If you are in just the right place at just the right time, those waves can combine to make a short-lived “super-node” more than 50’ high.
“According to the National Oceanic and Atmospheric Administration, rogue waves can be double the size of surrounding waves. They often come unexpectedly from directions other than that of the prevailing wind.”
“In oceanography, rogue waves are more precisely defined as waves whose height is more than twice the significant wave height (Hs or SWH), which is itself defined as the mean of the largest third of waves in a wave record. Therefore, rogue waves are not necessarily the biggest waves found on the water; they are, rather, unusually large waves for a given sea state. Rogue waves seem not to have a single distinct cause, but occur where physical factors such as high winds and strong currents cause waves to merge to create a single exceptionally large wave.”
But are they sure it was not a “vast right wing” “rogue wave”?
"Optical rogue waves reveal insight into real ones"
[Text goes with optical comparison image above.]
https://phys.org/news/2016-02-optical-rogue-reveal-insight-real.html
Rogue waves in the middle of the ocean often appear out of nowhere and vanish just as quickly. But in their short lifetimes, they can generate walls of water 15 to 30 meters (50 to 100 feet) high, crashing down with enough force to sink even the largest ships. Although rare, when rogue waves do occur they often take ships by surprise because their formation is not well-understood, and so they are difficult to detect in advance.
Since tracking down a rogue wave in order to study it would be difficult and dangerous, researchers have come up with another way to study these waves: creating a small-scale optical version in the lab that forms by similar underlying mechanisms, except in light instead of water. In the past few years, scientists have realized optical rogue waves in optical fibers, photonic crystals, and other optical systems.
Now a team of researchers, Christopher J. Gibson, Alison M. Yao, and Gian-Luca Oppo at the University of Strathclyde in Glasgow, Scotland, has proposed a new way to produce optical rogue waves in a two-dimensional space. Their work is published in a recent issue of Physical Review Letters.
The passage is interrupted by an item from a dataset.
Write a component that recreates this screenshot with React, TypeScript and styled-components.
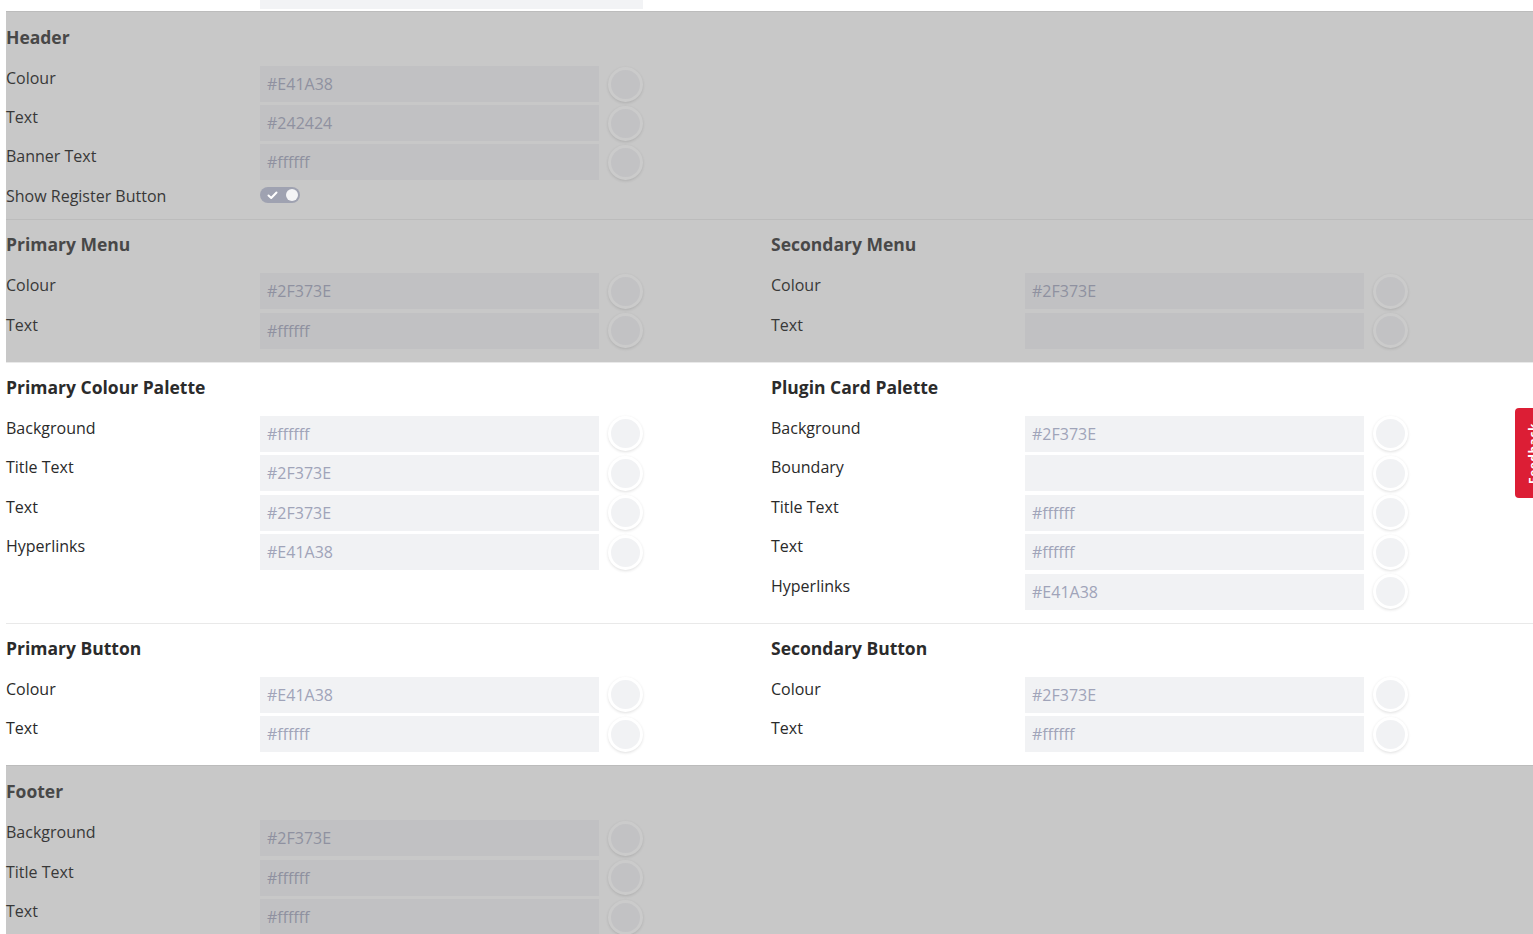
import React from "react";
import styled, { createGlobalStyle, css } from "styled-components";

const Global = createGlobalStyle`
  html, body { margin: 0; padding: 0; background: #ffffff; }
  body { font-family: "Open Sans", "Noto Sans", sans-serif; overflow: hidden; }
  * { box-sizing: border-box; }
`;

const Page = styled.div`
  padding-left: 6px;
  width: 1533px;
`;

const TopStrip = styled.div`
  height: 11px;
  padding-left: 254px;
`;

const TopField = styled.div`
  width: 383px;
  height: 9px;
  background: #f2f3f5;
`;

const Section = styled.section<{ $dim?: boolean; $top?: number; $bottom?: number }>`
  --title: #2b2b2b;
  --label: #2a2a2a;
  --field-bg: #f1f2f4;
  --field-text: #a0a4b9;
  --swatch-bg: #f1f2f4;
  --swatch-border: #ffffff;
  background: #ffffff;
  border-top: 1px solid #e9e9e9;
  padding: ${(p) => p.$top ?? 12}px 0 ${(p) => p.$bottom ?? 13}px 0;
  ${(p) =>
    p.$dim &&
    css`
      --title: #484848;
      --label: #383838;
      --field-bg: #c1c1c3;
      --field-text: #8f91a0;
      --swatch-bg: #c2c2c4;
      --swatch-border: #cbcbcb;
      background: #c8c8c8;
      border-top-color: #bcbcbc;
    `}
`;

const Columns = styled.div`
  display: grid;
  grid-template-columns: 765px 1fr;
`;

const Group = styled.div`
  display: flex;
  flex-direction: column;
`;

const Title = styled.h3`
  margin: 0 0 17px 0;
  font-size: 17.5px;
  line-height: 24px;
  font-weight: 700;
  color: var(--title);
`;

const Rows = styled.div<{ $gap?: number }>`
  display: flex;
  flex-direction: column;
  gap: ${(p) => p.$gap ?? 3.5}px;
`;

const Row = styled.div<{ $short?: boolean }>`
  display: flex;
  align-items: flex-start;
  height: ${(p) => (p.$short ? "24px" : "36px")};
  margin-top: ${(p) => (p.$short ? "1px" : "0")};
`;

const Label = styled.div`
  width: 254px;
  flex: none;
  font-size: 16px;
  line-height: 24px;
  color: var(--label);
`;

const Field = styled.div`
  width: 339px;
  height: 36px;
  background: var(--field-bg);
  color: var(--field-text);
  font-size: 16px;
  line-height: 36px;
  padding-left: 7px;
`;

const Swatch = styled.div`
  width: 35px;
  height: 35px;
  margin: 0.5px 0 0 9px;
  border-radius: 50%;
  background: var(--swatch-bg);
  border: 3px solid var(--swatch-border);
  box-shadow: 0 1px 3px rgba(0, 0, 0, 0.12);
`;

const Toggle = styled.div`
  margin-top: 3px;
  width: 40px;
  height: 16px;
  border-radius: 8px;
  background: #9fa2b1;
  display: flex;
  align-items: center;
  justify-content: space-between;
  padding: 0 2px 0 7px;
`;

const Knob = styled.div`
  width: 12px;
  height: 12px;
  border-radius: 50%;
  background: #f4f4f6;
`;

const Tab = styled.div`
  position: fixed;
  right: -18px;
  top: 408px;
  width: 36px;
  height: 90px;
  background: #dc1e35;
  border-radius: 4px;
  display: flex;
  align-items: center;
  justify-content: center;
  overflow: hidden;
`;

const TabText = styled.span`
  transform: rotate(-90deg);
  color: #ffffff;
  font-size: 12px;
  font-weight: 700;
  white-space: nowrap;
  letter-spacing: 0.5px;
`;

type Item = { label: string; value: string };

const ColorRow = ({ label, value }: Item) => (
  <Row>
    <Label>{label}</Label>
    <Field>{value}</Field>
    <Swatch />
  </Row>
);

const Block = ({
  title,
  items,
  gap,
  children,
}: {
  title: string;
  items: Item[];
  gap?: number;
  children?: React.ReactNode;
}) => (
  <Group>
    <Title>{title}</Title>
    <Rows $gap={gap}>
      {items.map((it) => (
        <ColorRow key={it.label} {...it} />
      ))}
      {children}
    </Rows>
  </Group>
);

export default function App() {
  return (
    <Page>
      <Global />
      <TopStrip>
        <TopField />
      </TopStrip>
      <Section $dim $top={13} $bottom={11}>
        <Block
          title="Header"
          gap={3}
          items={[
            { label: "Colour", value: "#E41A38" },
            { label: "Text", value: "#242424" },
            { label: "Banner Text", value: "#ffffff" },
          ]}
        >
          <Row $short>
            <Label>Show Register Button</Label>
            <Toggle>
              <svg width="11" height="9" viewBox="0 0 11 9">
                <path d="M1.5 4.5 L4.2 7 L9.5 1.5" fill="none" stroke="#ffffff" strokeWidth="2" strokeLinecap="round" strokeLinejoin="round" />
              </svg>
              <Knob />
            </Toggle>
          </Row>
        </Block>
      </Section>
      <Section $dim>
        <Columns>
          <Block
            title="Primary Menu"
            items={[
              { label: "Colour", value: "#2F373E" },
              { label: "Text", value: "#ffffff" },
            ]}
          />
          <Block
            title="Secondary Menu"
            items={[
              { label: "Colour", value: "#2F373E" },
              { label: "Text", value: "" },
            ]}
          />
        </Columns>
      </Section>
      <Section>
        <Columns>
          <Block
            title="Primary Colour Palette"
            items={[
              { label: "Background", value: "#ffffff" },
              { label: "Title Text", value: "#2F373E" },
              { label: "Text", value: "#2F373E" },
              { label: "Hyperlinks", value: "#E41A38" },
            ]}
          />
          <Block
            title="Plugin Card Palette"
            items={[
              { label: "Background", value: "#2F373E" },
              { label: "Boundary", value: "" },
              { label: "Title Text", value: "#ffffff" },
              { label: "Text", value: "#ffffff" },
              { label: "Hyperlinks", value: "#E41A38" },
            ]}
          />
        </Columns>
      </Section>
      <Section>
        <Columns>
          <Block
            title="Primary Button"
            items={[
              { label: "Colour", value: "#E41A38" },
              { label: "Text", value: "#ffffff" },
            ]}
          />
          <Block
            title="Secondary Button"
            items={[
              { label: "Colour", value: "#2F373E" },
              { label: "Text", value: "#ffffff" },
            ]}
          />
        </Columns>
      </Section>
      <Section $dim $top={13}>
        <Block
          title="Footer"
          items={[
            { label: "Background", value: "#2F373E" },
            { label: "Title Text", value: "#ffffff" },
            { label: "Text", value: "#ffffff" },
          ]}
        />
      </Section>
      <Tab>
        <TabText>Feedback</TabText>
      </Tab>
    </Page>
  );
}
“By understanding the mechanism for generating rogue waves, we can devise methods to detect their precursors—in our case, multi-vortex collisions,” Oppo told Phys.org. “By knowing where there is a high probability of rogue waves occurring, ships can change course to avoid catastrophic events.”
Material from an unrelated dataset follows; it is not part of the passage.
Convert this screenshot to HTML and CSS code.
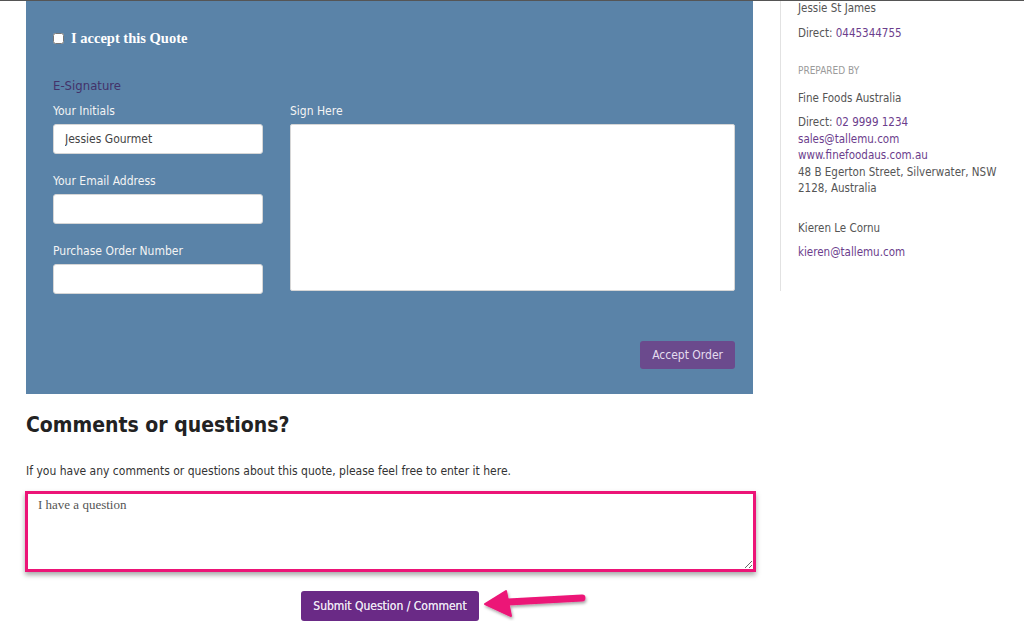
FILE: index.html
```html
<!DOCTYPE html>
<html lang="en">
<head>
    <meta charset="UTF-8">
    <title>Quote - Jessies Gourmet</title>
    <link rel="stylesheet" href="styles.css">
</head>
<body>
    <div class="page">
        <div class="main">
            <div class="accept-panel">
                <label class="accept-check">
                    <input type="checkbox">
                    <span>I accept this Quote</span>
                </label>

                <h3 class="esig-title">E-Signature</h3>

                <div class="esig-grid">
                    <div class="esig-fields">
                        <label class="field-label" for="initials">Your Initials</label>
                        <input class="field" id="initials" type="text" value="Jessies Gourmet">

                        <label class="field-label" for="email">Your Email Address</label>
                        <input class="field" id="email" type="text">

                        <label class="field-label" for="po">Purchase Order Number</label>
                        <input class="field" id="po" type="text">
                    </div>
                    <div class="esig-sign">
                        <div class="field-label">Sign Here</div>
                        <div class="sign-box"></div>
                    </div>
                </div>

                <div class="accept-actions">
                    <button class="btn-accept">Accept Order</button>
                </div>
            </div>

            <h2 class="comments-title">Comments or questions?</h2>
            <p class="comments-intro">If you have any comments or questions about this quote, please feel free to enter it here.</p>

            <textarea class="comment-box">I have a question</textarea>

            <div class="submit-row">
                <button class="btn-submit">Submit Question / Comment</button>
                <svg class="arrow" width="110" height="34" viewBox="0 0 110 34">
                    <defs>
                        <filter id="arrowShadow" x="-10%" y="-30%" width="130%" height="170%">
                            <feDropShadow dx="1" dy="2" stdDeviation="1.5" flood-color="#000" flood-opacity="0.35"/>
                        </filter>
                    </defs>
                    <g filter="url(#arrowShadow)" fill="#ec1477" stroke="#ec1477" stroke-linejoin="round">
                        <path d="M26 15 L100 11" stroke-width="7" stroke-linecap="round" fill="none"/>
                        <path d="M3 17 L24 4 L29 29 Z" stroke-width="2"/>
                    </g>
                </svg>
            </div>
        </div>

        <div class="sidebar">
            <p class="side-line">Jessie St James</p>
            <p class="side-line gap">Direct: <a href="#">0445344755</a></p>

            <p class="side-heading">PREPARED BY</p>

            <p class="side-line">Fine Foods Australia</p>
            <div class="side-block">
                Direct: <a href="#">02 9999 1234</a><br>
                <a href="#">sales@tallemu.com</a><br>
                <a href="#">www.finefoodaus.com.au</a><br>
                48 B Egerton Street, Silverwater, NSW<br>
                2128, Australia
            </div>

            <p class="side-line">Kieren Le Cornu</p>
            <p class="side-line"><a href="#">kieren@tallemu.com</a></p>
        </div>
    </div>
</body>
</html>
```

FILE: styles.css
```css
body {
    margin: 0;
    background-color: white;
    border-top: 1px solid #555;
    font-family: "DejaVu Sans Condensed", "DejaVu Sans", sans-serif;
    font-stretch: condensed;
    color: #444;
}

.page {
    display: flex;
    align-items: flex-start;
}

.main {
    width: 727px;
    margin-left: 26px;
}

.accept-panel {
    background-color: #5a83a8;
    height: 393px;
    box-sizing: border-box;
    padding: 29px 18px 0 27px;
}

.accept-check {
    display: flex;
    align-items: center;
    gap: 7px;
    color: white;
    font-family: "Liberation Serif", serif;
    font-weight: bold;
    font-size: 14.5px;
}

.accept-check input {
    margin: 0;
    width: 11px;
    height: 11px;
}

.esig-title {
    margin: 31px 0 0;
    font-size: 13px;
    font-weight: normal;
    color: #43326a;
    line-height: 16px;
}

.esig-grid {
    display: flex;
    gap: 27px;
    margin-top: 9px;
}

.esig-fields {
    width: 210px;
    display: flex;
    flex-direction: column;
}

.esig-sign {
    flex: 1;
}

.field-label {
    display: block;
    color: #f4f4f4;
    font-size: 12px;
    line-height: 16px;
    margin-bottom: 5px;
}

.field {
    height: 30px;
    box-sizing: border-box;
    border: 1px solid #d6d6d6;
    border-radius: 3px;
    background-color: white;
    padding: 0 11px;
    font-family: inherit;
    font-size: 12px;
    color: #444;
    margin-bottom: 19px;
}

.field:last-child {
    margin-bottom: 0;
}

.sign-box {
    height: 167px;
    background-color: white;
    border: 1px solid #d6d6d6;
    border-radius: 2px;
    box-sizing: border-box;
}

.accept-actions {
    display: flex;
    justify-content: flex-end;
    margin-top: 47px;
}

.btn-accept {
    background-color: #6b4a8d;
    color: #e4dcef;
    border: none;
    border-radius: 3px;
    height: 28px;
    padding: 0 12px;
    font-family: inherit;
    font-size: 12px;
    cursor: pointer;
}

.comments-title {
    margin: 18px 0 0;
    font-size: 21px;
    font-weight: bold;
    color: #222;
    line-height: 26px;
}

.comments-intro {
    margin: 25px 0 0;
    font-size: 12px;
    color: #333;
    line-height: 16px;
}

.comment-box {
    display: block;
    width: 731px;
    height: 81px;
    margin: 12px 0 0 -1px;
    box-sizing: border-box;
    border: 3px solid #ec1477;
    box-shadow: 0 3px 5px rgba(0, 0, 0, 0.35);
    padding: 3px 10px;
    font-family: "Liberation Serif", serif;
    font-size: 13px;
    color: #555;
    resize: vertical;
}

.submit-row {
    display: flex;
    align-items: center;
    margin: 19px 0 0 275px;
}

.btn-submit {
    background-color: #6a2a86;
    color: #ece4f3;
    border: none;
    border-radius: 3px;
    height: 30px;
    width: 178px;
    white-space: nowrap;
    font-family: inherit;
    font-size: 12px;
    text-shadow: 0 0 0.4px #ece4f3;
    cursor: pointer;
}

.arrow {
    margin-left: 3px;
    margin-top: -4px;
}

.sidebar {
    margin-left: 27px;
    border-left: 1px solid #e2e2e2;
    padding-left: 17px;
    width: 220px;
    height: 290px;
    font-size: 11.5px;
    line-height: 16.5px;
    color: #555;
}

.sidebar a {
    color: #6b3d8c;
    text-decoration: none;
}

.sidebar p {
    margin: 0;
}

.side-line {
    margin-bottom: 8px !important;
}

.side-line:first-child {
    margin-top: -1px !important;
}

.side-line.gap {
    margin-bottom: 22px !important;
}

.side-heading {
    font-size: 10px;
    color: #9a9a9a;
    margin-bottom: 10px !important;
}

.side-block {
    margin-bottom: 23px;
}
```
In the new proposed mechanism, optical rogue waves could form by a sequence of events that starts with a small instability in the regular wave pattern. This pattern instability first leads to a phase instability (the waves’ shapes begin to change), which then leads to an amplitude instability (the waves’ heights begin to change), which eventually creates swirling vortices. If there are enough vortices, then multi-vortex collisions can occur and produce a large, short-lived spike—the optical equivalent of a rogue wave.
“We can realize vortex-mediated turbulence to channel large powers into a single, huge, narrow peak of light,” Gibson said.
As the researchers demonstrated, these peaks of light can be up to 27 times higher than the average fluctuation. In oceanography, waves with peaks 8 times larger than the average wave are already considered very dangerous.
“Experience the wonders of sea travel and visit exotic ports of call!”
- brochure for cruise
[passenger skips reading this to focus on the buffet listing]
Mystery rouge wave didn’t happen.
There are lots of waves in the ocean.
They aren’t necessarily going in the same direction or at the same speed.
And waves are just that, waves. From a mean sea level, they have a peak and a troph. And for a 1 foot wave ( from mean sea level) it is 2 feet from peak to troph.
Add in other waves from other directions, even slightly different speeds, etc. And you can get superimposition of one wave at a particular height, with another, of a different height, speed direction.
And don’t discount that 2x of the peak to troph around mean sea level.
They are weird. They literally come out of nowhere.
And I don’t know just how the tourist was killed. Could have been jolted sideways and clonked his head on a steel bulkhead, or something.